### The problem
Leave out the images; return the rest of the data exactly.

### Raw data
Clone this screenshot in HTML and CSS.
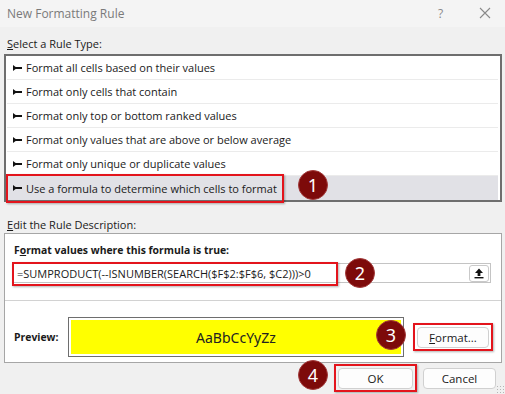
FILE: index.html
```html
<!DOCTYPE html>
<html lang="en">
<head>
    <meta charset="UTF-8">
    <title>New Formatting Rule</title>
    <link rel="stylesheet" href="styles.css">
</head>
<body>
    <div class="dialog">
        <div class="titlebar">
            <span class="title">New Formatting Rule</span>
            <span class="help">?</span>
            <span class="close">
                <svg width="12" height="12" viewBox="0 0 12 12"><path d="M1 1 L11 11 M11 1 L1 11" stroke="#8a8a8a" stroke-width="1.1" fill="none"/></svg>
            </span>
        </div>

        <div class="content">
            <div class="label"><u>S</u>elect a Rule Type:</div>
            <ul class="rule-list">
                <li><span class="bullet"></span>Format all cells based on their values</li>
                <li><span class="bullet"></span>Format only cells that contain</li>
                <li><span class="bullet"></span>Format only top or bottom ranked values</li>
                <li><span class="bullet"></span>Format only values that are above or below average</li>
                <li><span class="bullet"></span>Format only unique or duplicate values</li>
                <li class="selected">
                    <span class="bullet"></span>Use a formula to determine which cells to format
                    <span class="mark mark-rule"></span>
                    <span class="badge badge-1">1</span>
                </li>
            </ul>

            <div class="label label-edit"><u>E</u>dit the Rule Description:</div>
            <div class="group">
                <div class="group-top">
                    <div class="bold">F<u>o</u>rmat values where this formula is true:</div>
                    <div class="formula">
                        <span class="formula-text">=SUMPRODUCT(--ISNUMBER(SEARCH($F$2:$F$6, $C2)))&gt;0</span>
                        <span class="collapse">
                            <svg width="12" height="12" viewBox="0 0 12 12"><path d="M6 1.5 L10 6 L7.4 6 L7.4 9 L4.6 9 L4.6 6 L2 6 Z" fill="#111"/><rect x="1.5" y="10" width="9" height="1.4" fill="#111"/></svg>
                        </span>
                        <span class="mark mark-formula"></span>
                        <span class="badge badge-2">2</span>
                    </div>
                </div>
                <div class="preview-row">
                    <span class="bold">Preview:</span>
                    <div class="preview">
                        <div class="swatch">AaBbCcYyZz</div>
                        <span class="badge badge-3">3</span>
                    </div>
                    <span class="hl hl-format"><button class="btn btn-format"><u>F</u>ormat...</button></span>
                </div>
            </div>

            <div class="actions">
                <span class="badge badge-4">4</span>
                <span class="hl"><button class="btn btn-ok">OK</button></span>
                <button class="btn btn-cancel">Cancel</button>
            </div>
        </div>
        <span class="grip"></span>
    </div>
</body>
</html>
```

FILE: styles.css
```css
:root {
    --bg: #f0f0f0;
    --title-bg: #f4f4f4;
    --text: #1a1a1a;
    --muted: #7a7a7a;
    --list-border: #6e6e6e;
    --row-line: #ebebeb;
    --selected: #e1e1e6;
    --group-border: #a6a6a6;
    --red: #e3141c;
    --badge: #7d0a0a;
}

* {
    margin: 0;
    padding: 0;
    box-sizing: border-box;
}

body {
    background: var(--bg);
    font-family: 'Open Sans', 'Noto Sans', sans-serif;
    font-size: 11px;
    color: var(--text);
}

.dialog {
    position: relative;
    width: 505px;
    height: 394px;
    overflow: hidden;
}

.titlebar {
    height: 27px;
    background: var(--title-bg);
    display: flex;
    align-items: center;
    padding: 0 0 1px 7px;
    color: var(--muted);
    font-size: 12px;
}

.title {
    flex: 1;
}

.help {
    width: 12px;
    margin-right: 29px;
    font-size: 12px;
    color: #8a8a8a;
}

.close {
    display: flex;
    margin-right: 14px;
}

.content {
    padding: 0 3px 0 4px;
}

.label {
    height: 16px;
    line-height: 16px;
    margin-top: 9px;
    padding-left: 3px;
}

.label-edit {
    margin-top: 15px;
}

.rule-list {
    list-style: none;
    margin-top: 2px;
    border: 2px solid var(--list-border);
    background: #fff;
    padding: 0 2px 0 1px;
}

.rule-list li {
    position: relative;
    height: 24px;
    display: flex;
    align-items: center;
    border-bottom: 1px solid var(--row-line);
    padding-left: 6px;
    font-size: 11px;
}

.rule-list li.selected {
    background: var(--selected);
    border-bottom: none;
}

.bullet {
    position: relative;
    width: 9px;
    height: 6px;
    margin-right: 4px;
}

.bullet::before {
    content: "";
    position: absolute;
    left: 0;
    top: 0;
    border-left: 4px solid #111;
    border-top: 3px solid transparent;
    border-bottom: 3px solid transparent;
}

.bullet::after {
    content: "";
    position: absolute;
    left: 2px;
    top: 2px;
    width: 7px;
    height: 2px;
    background: #111;
}

.mark {
    position: absolute;
    border: 2px solid var(--red);
    box-shadow: 1px 1px 2px rgba(0, 0, 0, 0.3);
}

.mark-rule {
    left: -1px;
    top: -2px;
    width: 278px;
    height: 29px;
}

.badge {
    position: absolute;
    width: 30px;
    height: 30px;
    border-radius: 50%;
    background: var(--badge);
    border: 1px solid #a23a3a;
    color: #fff;
    font-family: 'Noto Sans', sans-serif;
    font-size: 18px;
    line-height: 28px;
    text-align: center;
}

.badge-1 {
    left: 291px;
    top: -6px;
}

.group {
    border: 1px solid var(--group-border);
    background: #fff;
    height: 130px;
}

.group-top {
    height: 67px;
    padding: 8px 10px 0 9px;
    border-bottom: 1px solid #d2d2d2;
}

.bold {
    font-weight: 700;
    font-size: 10.4px;
    height: 16px;
    line-height: 16px;
}

.formula {
    position: relative;
    margin: 5px 0 0 -1px;
    height: 20px;
    border: 1px solid #c4c4c4;
    display: flex;
    align-items: center;
    padding-left: 3px;
}

.formula-text {
    flex: 1;
    font-size: 11px;
}

.collapse {
    width: 20px;
    height: 17px;
    margin-right: 1px;
    border: 1px solid #c9c9c9;
    border-radius: 3px;
    background: #fff;
    display: flex;
    align-items: center;
    justify-content: center;
}

.mark-formula {
    left: -2px;
    top: -2px;
    width: 326px;
    height: 24px;
}

.badge-2 {
    left: 331px;
    top: -6px;
}

.preview-row {
    display: flex;
    align-items: center;
    height: 61px;
    padding: 16px 8px 5px 9px;
}

.preview-row .bold {
    width: 54px;
}

.preview {
    position: relative;
    width: 337px;
    height: 40px;
    border: 1px solid #6e6e6e;
    padding: 2px;
}

.swatch {
    height: 100%;
    background: #ffff00;
    display: flex;
    align-items: center;
    justify-content: center;
    font-family: 'Noto Sans', sans-serif;
    font-size: 14px;
    color: #222;
}

.badge-3 {
    left: 307px;
    top: 2px;
}

.hl {
    display: inline-flex;
    border: 2px solid var(--red);
    padding: 2px 2px 1px 2px;
    box-shadow: 1px 1px 2px rgba(0, 0, 0, 0.3);
}

.hl-format {
    margin-left: 9px;
}

.btn {
    height: 21px;
    border: 1px solid #d0d0d0;
    border-radius: 4px;
    background: #fdfdfd;
    font-family: 'Open Sans', 'Noto Sans', sans-serif;
    font-size: 11.5px;
    color: var(--text);
}

.btn-format {
    width: 72px;
}

.btn-ok {
    width: 75px;
}

.btn-cancel {
    width: 73px;
    margin-left: 6px;
}

.actions {
    position: relative;
    display: flex;
    align-items: center;
    justify-content: flex-end;
    padding-right: 6px;
    margin-top: 1px;
}

.badge-4 {
    left: 294px;
    top: -4px;
}

.grip {
    position: absolute;
    right: 1px;
    bottom: 1px;
    width: 8px;
    height: 8px;
    background-image: radial-gradient(circle, #b5b5b5 0.8px, transparent 1px);
    background-size: 3px 3px;
}
```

### Final answer
Clone this screenshot in HTML and CSS.
FILE: index.html
```html
<!DOCTYPE html>
<html lang="en">
<head>
    <meta charset="UTF-8">
    <title>New Formatting Rule</title>
    <link rel="stylesheet" href="styles.css">
</head>
<body>
    <div class="dialog">
        <div class="titlebar">
            <span class="title">New Formatting Rule</span>
            <span class="help">?</span>
            <span class="close">
                <svg width="12" height="12" viewBox="0 0 12 12"><path d="M1 1 L11 11 M11 1 L1 11" stroke="#8a8a8a" stroke-width="1.1" fill="none"/></svg>
            </span>
        </div>

        <div class="content">
            <div class="label"><u>S</u>elect a Rule Type:</div>
            <ul class="rule-list">
                <li><span class="bullet"></span>Format all cells based on their values</li>
                <li><span class="bullet"></span>Format only cells that contain</li>
                <li><span class="bullet"></span>Format only top or bottom ranked values</li>
                <li><span class="bullet"></span>Format only values that are above or below average</li>
                <li><span class="bullet"></span>Format only unique or duplicate values</li>
                <li class="selected">
                    <span class="bullet"></span>Use a formula to determine which cells to format
                    <span class="mark mark-rule"></span>
                    <span class="badge badge-1">1</span>
                </li>
            </ul>

            <div class="label label-edit"><u>E</u>dit the Rule Description:</div>
            <div class="group">
                <div class="group-top">
                    <div class="bold">F<u>o</u>rmat values where this formula is true:</div>
                    <div class="formula">
                        <span class="formula-text">=SUMPRODUCT(--ISNUMBER(SEARCH($F$2:$F$6, $C2)))&gt;0</span>
                        <span class="collapse">
                            <svg width="12" height="12" viewBox="0 0 12 12"><path d="M6 1.5 L10 6 L7.4 6 L7.4 9 L4.6 9 L4.6 6 L2 6 Z" fill="#111"/><rect x="1.5" y="10" width="9" height="1.4" fill="#111"/></svg>
                        </span>
                        <span class="mark mark-formula"></span>
                        <span class="badge badge-2">2</span>
                    </div>
                </div>
                <div class="preview-row">
                    <span class="bold">Preview:</span>
                    <div class="preview">
                        <div class="swatch">AaBbCcYyZz</div>
                        <span class="badge badge-3">3</span>
                    </div>
                    <span class="hl hl-format"><button class="btn btn-format"><u>F</u>ormat...</button></span>
                </div>
            </div>

            <div class="actions">
                <span class="badge badge-4">4</span>
                <span class="hl"><button class="btn btn-ok">OK</button></span>
                <button class="btn btn-cancel">Cancel</button>
            </div>
        </div>
        <span class="grip"></span>
    </div>
</body>
</html>
```

FILE: styles.css
```css
:root {
    --bg: #f0f0f0;
    --title-bg: #f4f4f4;
    --text: #1a1a1a;
    --muted: #7a7a7a;
    --list-border: #6e6e6e;
    --row-line: #ebebeb;
    --selected: #e1e1e6;
    --group-border: #a6a6a6;
    --red: #e3141c;
    --badge: #7d0a0a;
}

* {
    margin: 0;
    padding: 0;
    box-sizing: border-box;
}

body {
    background: var(--bg);
    font-family: 'Open Sans', 'Noto Sans', sans-serif;
    font-size: 11px;
    color: var(--text);
}

.dialog {
    position: relative;
    width: 505px;
    height: 394px;
    overflow: hidden;
}

.titlebar {
    height: 27px;
    background: var(--title-bg);
    display: flex;
    align-items: center;
    padding: 0 0 1px 7px;
    color: var(--muted);
    font-size: 12px;
}

.title {
    flex: 1;
}

.help {
    width: 12px;
    margin-right: 29px;
    font-size: 12px;
    color: #8a8a8a;
}

.close {
    display: flex;
    margin-right: 14px;
}

.content {
    padding: 0 3px 0 4px;
}

.label {
    height: 16px;
    line-height: 16px;
    margin-top: 9px;
    padding-left: 3px;
}

.label-edit {
    margin-top: 15px;
}

.rule-list {
    list-style: none;
    margin-top: 2px;
    border: 2px solid var(--list-border);
    background: #fff;
    padding: 0 2px 0 1px;
}

.rule-list li {
    position: relative;
    height: 24px;
    display: flex;
    align-items: center;
    border-bottom: 1px solid var(--row-line);
    padding-left: 6px;
    font-size: 11px;
}

.rule-list li.selected {
    background: var(--selected);
    border-bottom: none;
}

.bullet {
    position: relative;
    width: 9px;
    height: 6px;
    margin-right: 4px;
}

.bullet::before {
    content: "";
    position: absolute;
    left: 0;
    top: 0;
    border-left: 4px solid #111;
    border-top: 3px solid transparent;
    border-bottom: 3px solid transparent;
}

.bullet::after {
    content: "";
    position: absolute;
    left: 2px;
    top: 2px;
    width: 7px;
    height: 2px;
    background: #111;
}

.mark {
    position: absolute;
    border: 2px solid var(--red);
    box-shadow: 1px 1px 2px rgba(0, 0, 0, 0.3);
}

.mark-rule {
    left: -1px;
    top: -2px;
    width: 278px;
    height: 29px;
}

.badge {
    position: absolute;
    width: 30px;
    height: 30px;
    border-radius: 50%;
    background: var(--badge);
    border: 1px solid #a23a3a;
    color: #fff;
    font-family: 'Noto Sans', sans-serif;
    font-size: 18px;
    line-height: 28px;
    text-align: center;
}

.badge-1 {
    left: 291px;
    top: -6px;
}

.group {
    border: 1px solid var(--group-border);
    background: #fff;
    height: 130px;
}

.group-top {
    height: 67px;
    padding: 8px 10px 0 9px;
    border-bottom: 1px solid #d2d2d2;
}

.bold {
    font-weight: 700;
    font-size: 10.4px;
    height: 16px;
    line-height: 16px;
}

.formula {
    position: relative;
    margin: 5px 0 0 -1px;
    height: 20px;
    border: 1px solid #c4c4c4;
    display: flex;
    align-items: center;
    padding-left: 3px;
}

.formula-text {
    flex: 1;
    font-size: 11px;
}

.collapse {
    width: 20px;
    height: 17px;
    margin-right: 1px;
    border: 1px solid #c9c9c9;
    border-radius: 3px;
    background: #fff;
    display: flex;
    align-items: center;
    justify-content: center;
}

.mark-formula {
    left: -2px;
    top: -2px;
    width: 326px;
    height: 24px;
}

.badge-2 {
    left: 331px;
    top: -6px;
}

.preview-row {
    display: flex;
    align-items: center;
    height: 61px;
    padding: 16px 8px 5px 9px;
}

.preview-row .bold {
    width: 54px;
}

.preview {
    position: relative;
    width: 337px;
    height: 40px;
    border: 1px solid #6e6e6e;
    padding: 2px;
}

.swatch {
    height: 100%;
    background: #ffff00;
    display: flex;
    align-items: center;
    justify-content: center;
    font-family: 'Noto Sans', sans-serif;
    font-size: 14px;
    color: #222;
}

.badge-3 {
    left: 307px;
    top: 2px;
}

.hl {
    display: inline-flex;
    border: 2px solid var(--red);
    padding: 2px 2px 1px 2px;
    box-shadow: 1px 1px 2px rgba(0, 0, 0, 0.3);
}

.hl-format {
    margin-left: 9px;
}

.btn {
    height: 21px;
    border: 1px solid #d0d0d0;
    border-radius: 4px;
    background: #fdfdfd;
    font-family: 'Open Sans', 'Noto Sans', sans-serif;
    font-size: 11.5px;
    color: var(--text);
}

.btn-format {
    width: 72px;
}

.btn-ok {
    width: 75px;
}

.btn-cancel {
    width: 73px;
    margin-left: 6px;
}

.actions {
    position: relative;
    display: flex;
    align-items: center;
    justify-content: flex-end;
    padding-right: 6px;
    margin-top: 1px;
}

.badge-4 {
    left: 294px;
    top: -4px;
}

.grip {
    position: absolute;
    right: 1px;
    bottom: 1px;
    width: 8px;
    height: 8px;
    background-image: radial-gradient(circle, #b5b5b5 0.8px, transparent 1px);
    background-size: 3px 3px;
}
```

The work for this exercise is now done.